IFBB demands changes to 'insulting' pubs code proposals

By James Wallin contact

- Last updated on GMT

Related tags: St austell brewery, Family brewers, Lease, Leasehold estate, Renting, Ifbb

IFBB members say they should not be affected by pubco reform legislation
IFBB members say they should not be affected by pubco reform legislation
The Independent Family Brewers of Britain (IFBB) has branded the proposed pubs code "fundamentally unacceptable” and demanded the Government makes changes.

In the week that MPs lined up to condemn the “grave flaws” in the bill, the IFBB’s chairman said the Government’s proposals were “an insult to the way we do business" and stressed "we won’t put up with it”.

James Staughton, who is also the managing director of St Austell Brewery, said the proposed legislation contained a number of “red lines” for family brewers.

He said: “We were never meant to be a part of this. We have never been criticised by any reports so we should not be included.

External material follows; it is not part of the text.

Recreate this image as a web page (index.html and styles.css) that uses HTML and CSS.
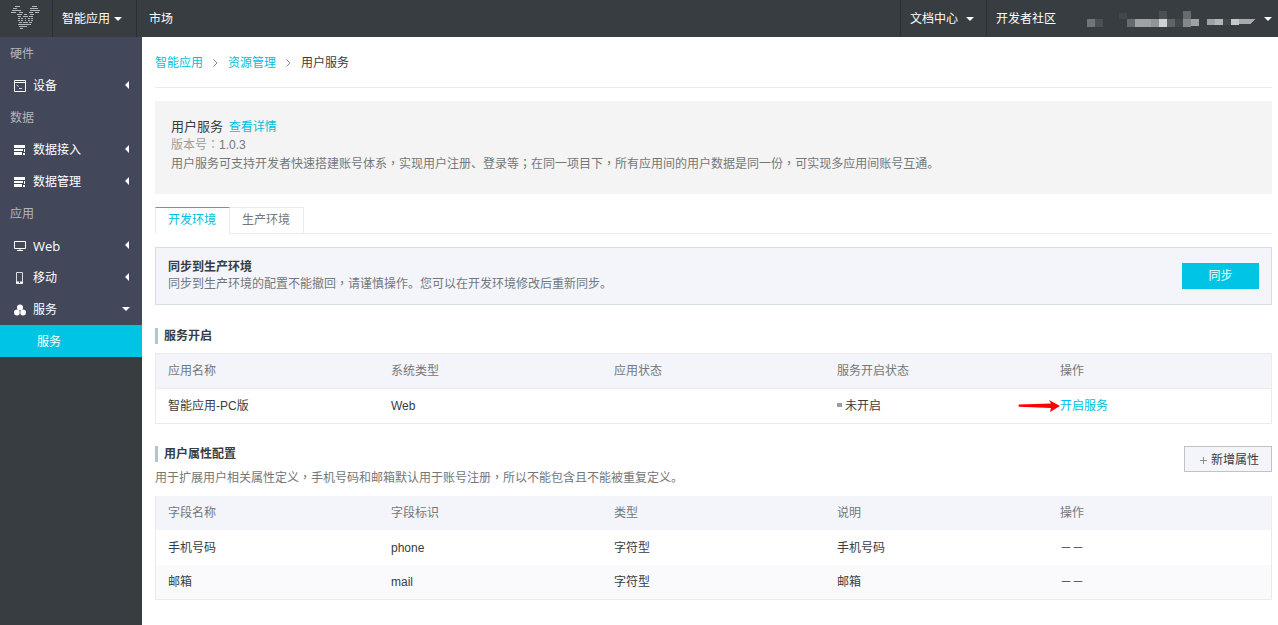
FILE: index.html
```
<!DOCTYPE html>
<html lang="zh-CN">

<head>
    <meta charset="UTF-8">
    <meta name="viewport" content="width=device-width, initial-scale=1.0">
    <title>用户服务</title>
    <link rel="stylesheet" href="styles.css">
</head>
<body>
    <header class="topbar">
        <a class="logo" href="#" aria-label="首页">
            <svg width="30" height="24" viewBox="0 0 30 24" fill="none" stroke="#b4b9bb">
                <path d="M4 1.500h5M21 1.500h5M2 3.500h4M19 3.500h8M1 5.500h9M19 5.500h10M0 7.500h5M8 7.500h4M18 7.500h4M24 7.500h4" />
                <path d="M6 9.500h5M13 9.500h3M19 9.500h4M7 11.500h3M12 11.500h5M18 11.500h4M7 13.500h2M10 13.500h2M14 13.500h1M17 13.500h2M20 13.500h2M7 15.500h2M10 15.500h2M14 15.500h1M17 15.500h2M20 15.500h2M8 17.500h3M12 17.500h5M18 17.500h3" />
                <path d="M7 19.500h13M8 21.500h8M9 23.500h3" />
            </svg>
        </a>
        <button type="button" class="nav-item nav-product">智能应用<span class="caret-down"></span></button>
        <a class="nav-item nav-market" href="#">市场</a>
        <div class="topbar-right">
            <button type="button" class="nav-item nav-docs">文档中心<span class="caret-down"></span></button>
            <a class="nav-item nav-community" href="#">开发者社区</a>
            <button type="button" class="nav-item account" aria-label="账号">
                <svg width="168" height="16" viewBox="0 0 168 16" shape-rendering="crispEdges">
                    <path fill="#707579" d="M0 8h8v8H0z" />
                    <path fill="#4a5053" d="M8 8h8v8H8zM72 0h8v8h-8z" />
                    <path fill="#42474a" d="M32 2h8v6h-8zM88 8h8v8h-8zM136 8h8v6h-8z" />
                    <path fill="#666b6f" d="M40 8h8v8h-8zM80 8h8v8h-8zM96 0h8v8h-8z" />
                    <path fill="#9fa2a5" d="M48 8h16v8H48zM104 8h8v7h-8zM120 8h8v6h-8z" />
                    <path fill="#929598" d="M64 8h8v8h-8z" />
                    <path fill="#cfd2d2" d="M72 8h8v8h-8z" />
                    <path fill="#5f6467" d="M80 8h8v8h-8z" />
                    <path fill="#85888b" d="M96 8h8v8h-8z" />
                    <path fill="#b4b7b8" d="M128 8h8v6h-8z" />
                    <path fill="#c6c8c8" d="M144 8h8v6h-8z" />
                    <path fill="#a8abad" d="M152 8h16l-4 5h-12z" />
                </svg>
                <span class="caret-down"></span>
            </button>
        </div>
    </header>

    <div class="container">
        <nav class="sidebar">
            <h2>硬件</h2>
            <a href="#">
                <svg width="13" height="12" viewBox="0 0 13 12" fill="none" stroke="#fff"><path d="M1.500.5h11v11h-11zM1 2.500h12" /><path d="M3.500 5l2 1.500M6 8.500h3" stroke-width=".8" /></svg>
                设备<span class="caret-left"></span>
            </a>
            <h2>数据</h2>
            <a href="#">
                <svg width="13" height="12" viewBox="0 0 13 12" fill="#fff"><path d="M1 1h11v3H1zM1 5h9v2H1zM1 8h8v3H1zM11 5h1v3h-1zM10 9h2v2h-2z" /></svg>
                数据接入<span class="caret-left"></span>
            </a>
            <a href="#">
                <svg width="13" height="12" viewBox="0 0 13 12" fill="#fff"><path d="M1 1h11v3H1zM1 5h9v2H1zM1 8h8v3H1zM11 5h1v3h-1zM10 9h2v2h-2z" /></svg>
                数据管理<span class="caret-left"></span>
            </a>
            <h2>应用</h2>
            <a href="#">
                <svg width="13" height="12" viewBox="0 0 13 12" fill="none" stroke="#fff"><path d="M1.500 1.500h11v7h-11zM7 9v2M4 10.500h6" /></svg>
                <span class="latin">Web</span><span class="caret-left"></span>
            </a>
            <a href="#">
                <svg width="13" height="12" viewBox="0 0 13 12" fill="none" stroke="#dcdde2"><path d="M3.500.5h6v11h-6z" /><path d="M3 10.500h3M7 10.500h3" stroke="#fff" stroke-width="2" /></svg>
                移动<span class="caret-left"></span>
            </a>
            <a href="#">
                <svg width="13" height="12" viewBox="0 0 13 12" fill="#fff"><circle cx="7" cy="3.500" r="3" /><circle cx="4" cy="8.500" r="3" /><circle cx="10" cy="8.500" r="3" /><path d="M7 6v5" stroke="#42475a" stroke-width=".6" /></svg>
                服务<span class="caret-down"></span>
            </a>
            <a class="sub active" href="#">服务</a>
        </nav>

        <main>
            <div class="breadcrumb">
                <a href="#">智能应用</a>
                <svg width="5" height="8" viewBox="0 0 5 8" fill="none" stroke="#8a8d90"><path d="M.5.5L4 4 .5 7.500" /></svg>
                <a href="#">资源管理</a>
                <svg width="5" height="8" viewBox="0 0 5 8" fill="none" stroke="#8a8d90"><path d="M.5.5L4 4 .5 7.500" /></svg>
                <span>用户服务</span>
            </div>

            <section class="intro">
                <h1>用户服务 <a href="#">查看详情</a></h1>
                <p><span class="label">版本号<span class="mid" lang="zh-TW">：</span></span>1.0.3</p>
                <p>用户服务可支持开发者快速搭建账号体系<span class="mid" lang="zh-TW">，</span>实现用户注册、登录等<span class="mid" lang="zh-TW">；</span>在同一项目下<span class="mid" lang="zh-TW">，</span>所有应用间的用户数据是同一份<span class="mid" lang="zh-TW">，</span>可实现多应用间账号互通。</p>
            </section>

            <div class="tabs">
                <button type="button" class="tab current">开发环境</button>
                <button type="button" class="tab">生产环境</button>
            </div>

            <section class="sync">
                <div>
                    <h3>同步到生产环境</h3>
                    <p>同步到生产环境的配置不能撤回<span class="mid" lang="zh-TW">，</span>请谨慎操作。您可以在开发环境修改后重新同步。</p>
                </div>
                <button type="button" class="btn-primary">同步</button>
            </section>

            <h3 class="section-title">服务开启</h3>
            <table class="service-table">
                <thead>
                    <tr>
                        <th>应用名称</th>
                        <th>系统类型</th>
                        <th>应用状态</th>
                        <th>服务开启状态</th>
                        <th>操作</th>
                    </tr>
                </thead>
                <tbody>
                    <tr>
                        <td>智能应用-PC版</td>
                        <td>Web</td>
                        <td></td>
                        <td><span class="status">未开启</span></td>
                        <td>
                            <span class="action">
                                <svg class="arrow" width="42" height="14" viewBox="0 0 42 14" fill="#f00"><path d="M1 5.500L33 4.500 31 1l11 6-10 6 1-4L1 7.800Q0 6.500 1 5.500z" /></svg>
                                <a href="#">开启服务</a>
                            </span>
                        </td>
                    </tr>
                </tbody>
            </table>

            <div class="attr-head">
                <div>
                    <h3 class="section-title">用户属性配置</h3>
                    <p>用于扩展用户相关属性定义<span class="mid" lang="zh-TW">，</span>手机号码和邮箱默认用于账号注册<span class="mid" lang="zh-TW">，</span>所以不能包含且不能被重复定义。</p>
                </div>
                <button type="button" class="btn-add"><svg width="7" height="7" viewBox="0 0 7 7" stroke="#8a8d90"><path d="M0 3.500h7M3.500 0v7" /></svg>新增属性</button>
            </div>
            <table class="attr-table">
                <thead>
                    <tr>
                        <th>字段名称</th>
                        <th>字段标识</th>
                        <th>类型</th>
                        <th>说明</th>
                        <th>操作</th>
                    </tr>
                </thead>
                <tbody>
                    <tr>
                        <td>手机号码</td>
                        <td>phone</td>
                        <td>字符型</td>
                        <td>手机号码</td>
                        <td>－－</td>
                    </tr>
                    <tr>
                        <td>邮箱</td>
                        <td>mail</td>
                        <td>字符型</td>
                        <td>邮箱</td>
                        <td>－－</td>
                    </tr>
                </tbody>
            </table>
        </main>
    </div>
</body>

</html>
```
FILE: styles.css
```
* {
    box-sizing: border-box;
}

body {
    font-family: "Liberation Sans", "Noto Sans CJK SC", sans-serif;
    font-size: 12px;
    line-height: 18px;
    margin: 0;
    display: flex;
    flex-direction: column;
    min-height: 100vh;
    color: #373d41;
    background-color: #fff;
}

h1, h2, h3, p {
    margin: 0;
    font-size: 12px;
}

a {
    color: #00c1de;
    text-decoration: none;
}

button {
    font: inherit;
    border: none;
    border-radius: 0;
    background: none;
    cursor: pointer;
}

/* centred full-width punctuation */
.mid {
    font-family: "Noto Sans CJK TC", sans-serif;
    line-height: 1;
}

.caret-down {
    width: 0;
    height: 0;
    border: 4px solid transparent;
    border-top-color: #fff;
    border-bottom: 0;
}

.caret-left {
    width: 0;
    height: 0;
    border: 4px solid transparent;
    border-right-color: #fff;
    border-left: 0;
}

.topbar {
    display: flex;
    height: 37px;
    background-color: #373d41;
}

.logo {
    display: flex;
    width: 53px;
    padding: 5px 0 0 11px;
    border-right: 1px solid #2a2f32;
}

.nav-item {
    display: flex;
    align-items: center;
    padding: 0 12px;
    color: #fff;
}

.nav-product {
    gap: 4px;
    width: 84px;
    padding: 0 0 0 9px;
    border-right: 1px solid #2a2f32;
}

.topbar-right {
    display: flex;
    margin-left: auto;
}

.nav-docs {
    gap: 8px;
    padding: 0 12px 0 9px;
    border-left: 1px solid #2a2f32;
}

.nav-community {
    padding: 0 0 0 9px;
    border-left: 1px solid #2a2f32;
}

.account {
    gap: 9px;
    padding: 0 6px 0 31px;
}

.container {
    display: flex;
    flex: 1;
}

.sidebar {
    flex: none;
    width: 142px;
    background-color: #373d41;
}

.sidebar h2,
.sidebar a {
    display: flex;
    align-items: center;
    height: 32px;
    padding: 2px 12px 0 13px;
    background-color: #42475a;
}

.sidebar h2 {
    padding-left: 10px;
    font-weight: normal;
    color: #b4b6bd;
}

.sidebar a {
    gap: 7px;
    color: #fff;
}

.sidebar .latin {
    font-family: "Open Sans", sans-serif;
    font-size: 13px;
}

.sidebar .caret-left,
.sidebar .caret-down {
    margin: 0 0 2px auto;
}

.sidebar .caret-left {
    margin-right: 1px;
}

.sidebar a.sub {
    padding-left: 37px;
}

.sidebar a.active {
    background-color: #00c4e4;
}

main {
    flex: 1;
    min-width: 0;
    padding: 0 6px 24px 13px;
}

.breadcrumb {
    display: flex;
    align-items: center;
    gap: 10px;
    height: 51px;
    padding-top: 1px;
    border-bottom: 1px solid #ebebeb;
}

.intro {
    margin-top: 13px;
    padding: 16px 16px 20px;
    line-height: 19px;
    background-color: #f4f4f4;
    color: #73777a;
}

.intro h1 {
    font-size: 13px;
    font-weight: normal;
    color: #373d41;
}

.intro h1 a {
    font-size: 12px;
    line-height: 1;
    margin-left: 2px;
}

.intro .label {
    color: #9b9ea0;
}

.tabs {
    display: flex;
    margin-top: 13px;
    border-bottom: 1px solid #ebebeb;
}

.tab {
    height: 26px;
    padding: 0 13px 2px 12px;
    border: 1px solid #ebebeb;
    border-width: 1px 1px 0 0;
    color: #73777a;
}

.tab.current {
    height: 27px;
    margin-bottom: -1px;
    border-width: 1px;
    border-top-color: #00c1de;
    border-bottom-color: #fff;
    background-color: #fff;
    color: #00c1de;
}

.sync {
    display: flex;
    align-items: center;
    justify-content: space-between;
    margin-top: 13px;
    padding: 11px 12px;
    border: 1px solid #d9dde4;
    background-color: #f4f5fa;
    line-height: 17px;
    color: #73777a;
}

.sync h3 {
    color: #373d41;
}

.btn-primary {
    width: 77px;
    height: 26px;
    padding: 0;
    background-color: #00c4e4;
    color: #fff;
}

.section-title {
    padding-left: 6px;
    border-left: 3px solid #b4c5cd;
    line-height: 16px;
}

.sync + .section-title {
    margin-top: 23px;
}

table {
    width: 100%;
    table-layout: fixed;
    border-collapse: separate;
    border-spacing: 0;
    border: 1px solid #ebebeb;
}

th,
td {
    height: 35px;
    padding: 0 0 0 12px;
    text-align: left;
}

th {
    background-color: #f4f5fa;
    font-weight: normal;
    color: #73777a;
}

.service-table {
    margin-top: 9px;
}

.service-table th {
    border-bottom: 1px solid #ebebeb;
}

.attr-table {
    margin-top: 9px;
    border-top: 0;
}

.service-table td,
.attr-table th,
.attr-table tr:last-child td {
    height: 34px;
}

.attr-table tr:last-child td {
    background-color: #fafafc;
}

.status::before {
    content: "";
    display: inline-block;
    width: 5px;
    height: 4px;
    margin-right: 3px;
    vertical-align: 3px;
    background-color: #9b9ea0;
}

.action {
    position: relative;
}

/* pointer drawn over the empty part of the row */
.arrow {
    position: absolute;
    right: 100%;
    top: 0;
}

.attr-head {
    display: flex;
    align-items: flex-start;
    justify-content: space-between;
    margin-top: 22px;
}

.attr-head p {
    margin-top: 7px;
    color: #73777a;
}

.btn-add {
    display: flex;
    align-items: center;
    gap: 4px;
    height: 26px;
    padding: 2px 12px 0 15px;
    border: 1px solid #c0c2c5;
    background-color: #f4f5fa;
    color: #373d41;
}
```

“Our fall-back position is to lobby to move a number of the elements that concern us into the enhanced code. That is the minimum for us. It’s inconceivable they should apply to us because they were never designed for us.”

Paul Wells, chaiman of Charles Wells, and a former chairman of the IFBB, said members were astonished to find themselves affected by the bill.

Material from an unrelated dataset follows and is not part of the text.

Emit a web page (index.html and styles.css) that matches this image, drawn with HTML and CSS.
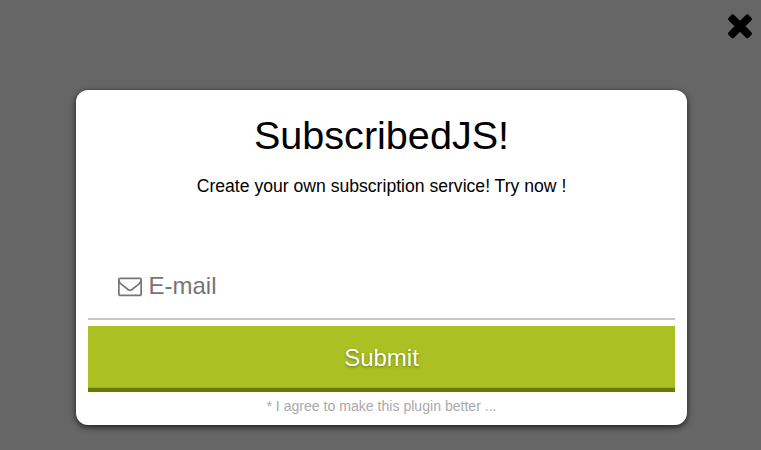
FILE: index.html
```html
<!DOCTYPE html>
<html lang="en">
<head>
<meta charset="utf-8">
<title>SubscribedJS</title>
<link rel="stylesheet" href="styles.css">
</head>
<body>
<div class="overlay">
  <button class="close" aria-label="Close">
    <svg viewBox="0 0 1792 1792" width="36" height="36"><path d="M1490 1322q0 40-28 68l-136 136q-28 28-68 28t-68-28l-294-294-294 294q-28 28-68 28t-68-28l-136-136q-28-28-28-68t28-68l294-294-294-294q-28-28-28-68t28-68l136-136q28-28 68-28t68 28l294 294 294-294q28-28 68-28t68 28l136 136q28 28 28 68t-28 68l-294 294 294 294q28 28 28 68z"/></svg>
  </button>
  <form class="card">
    <h1 class="title">SubscribedJS!</h1>
    <p class="lead">Create your own subscription service! Try now !</p>
    <label class="field">
      <svg class="envelope" viewBox="0 0 1792 1792" width="24" height="24"><path d="M1664 1504v-768q-32 36-69 66-268 206-426 338-51 43-83 67t-86.5 48.5-102.5 24.5h-2q-48 0-102.5-24.5t-86.5-48.5-83-67q-158-132-426-338-37-30-69-66v768q0 13 9.5 22.5t22.5 9.5h1472q13 0 22.5-9.5t9.5-22.5zm0-1051v-24.5l-.5-13-3-12.5-5.5-9-9-7.5-14-2.5h-1472q-13 0-22.5 9.5t-9.5 22.5q0 168 147 284 193 152 401 317 6 5 35 29.5t46 37.5 44.5 31.5 50.5 27.5 43 9h2q20 0 43-9t50.5-27.5 44.5-31.5 46-37.5 35-29.5q208-165 401-317 54-43 100.5-115.5t46.5-131.5zm128-37v1088q0 66-47 113t-113 47h-1472q-66 0-113-47t-47-113v-1088q0-66 47-113t113-47h1472q66 0 113 47t47 113z"/></svg>
      <span>E-mail</span>
    </label>
    <button class="submit" type="button">Submit</button>
    <p class="note">* I agree to make this plugin better ...</p>
  </form>
</div>
</body>
</html>
```

FILE: styles.css
```css
* {
  box-sizing: border-box;
}

body {
  margin: 0;
  font-family: "Liberation Sans", Arial, sans-serif;
}

.overlay {
  position: relative;
  height: 450px;
  padding: 90px 74px 0 76px;
  background: #666;
  overflow: hidden;
}

.close {
  position: absolute;
  top: 7px;
  right: 3px;
  padding: 0;
  border: 0;
  background: none;
}

.close svg {
  display: block;
}

.card {
  height: 335px;
  padding: 22px 12px 0;
  border-radius: 12px;
  background: #fff;
  box-shadow: 0 2px 6px rgba(0, 0, 0, 0.75);
  text-align: center;
}

.title {
  margin: 0;
  font-size: 39.6px;
  font-weight: 400;
  line-height: 46px;
}

.lead {
  margin: 18px 0 0;
  font-size: 17.6px;
  line-height: 20px;
}

.field {
  display: flex;
  align-items: center;
  gap: 6.5px;
  height: 68px;
  margin-top: 56px;
  padding: 2px 0 0 30px;
  border-bottom: 2px solid #c8c8c8;
  color: #757575;
  font-size: 24px;
  line-height: 28px;
}

.envelope {
  fill: currentColor;
}

.submit {
  display: block;
  width: 100%;
  height: 66px;
  margin-top: 6px;
  padding: 2px 0 0;
  border: 0;
  border-bottom: 4px solid #697a00;
  background: #abc123;
  box-shadow: inset 0 -1px #9db019;
  color: #fff;
  font: inherit;
  font-size: 24px;
  text-shadow: 0 1px 3px rgba(0, 0, 0, 0.4);
}

.note {
  margin: 6px 0 0;
  color: #a9a9a9;
  font-size: 14.08px;
  line-height: 16px;
}
```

He said: “In almost every select committee up to this point, we were assured that people understood it wasn’t the family brewers that were the problem. And then we were all amazed to find that suddenly a bill is published in which there is no distinction between the pubcos and the smaller breweries.”

Stephen Gould, MD of Everards, has headed up the IFBB’s response to the proposed code. He said what the Government had put forward “smacks of an 11th-hour rush to present something before the end of the Parliamentary session”.

He stressed the “critical distinction” between leases and tenancies had been “put in the ‘too difficult’ pile”.

“We thought it was accepted that the approach to responsibility for repair, recruitment and retention and ability for a licensee to give notice — usually about six months — meant the tenancy was something fundamentally different,” he said.

He added: “This is a fundamental reintroduction of red tape into small business, which is illogical.”


Staughton highlighted various elements that were unacceptable to IFBB members, including: the need to recruit a Royal Institution of Chartered Surveyors (RICS) valuer to sign off rents; “burdensome” demands on how training should be carried out; the need to have a compliance officer and compile annual compliance reports (for companies with more than 100 tied pubs); and the need to record all discussions with business development managers.

He added: “As one of our members told us — we have always borne the landlord’s risk that if a tenant fails we may not be able to recover the cost of acquiring and investing in the property.

“We accept we still have to repair the building and assume second liability for business rates. However, these proposals now add two new risks — the tenant’s risk and the supplier’s risk.

“This is an example of the law of unintended consequences, which is littered through these proposals and can have a significant impact on business. Also it is bordering on unlawful and impossible to place in law.”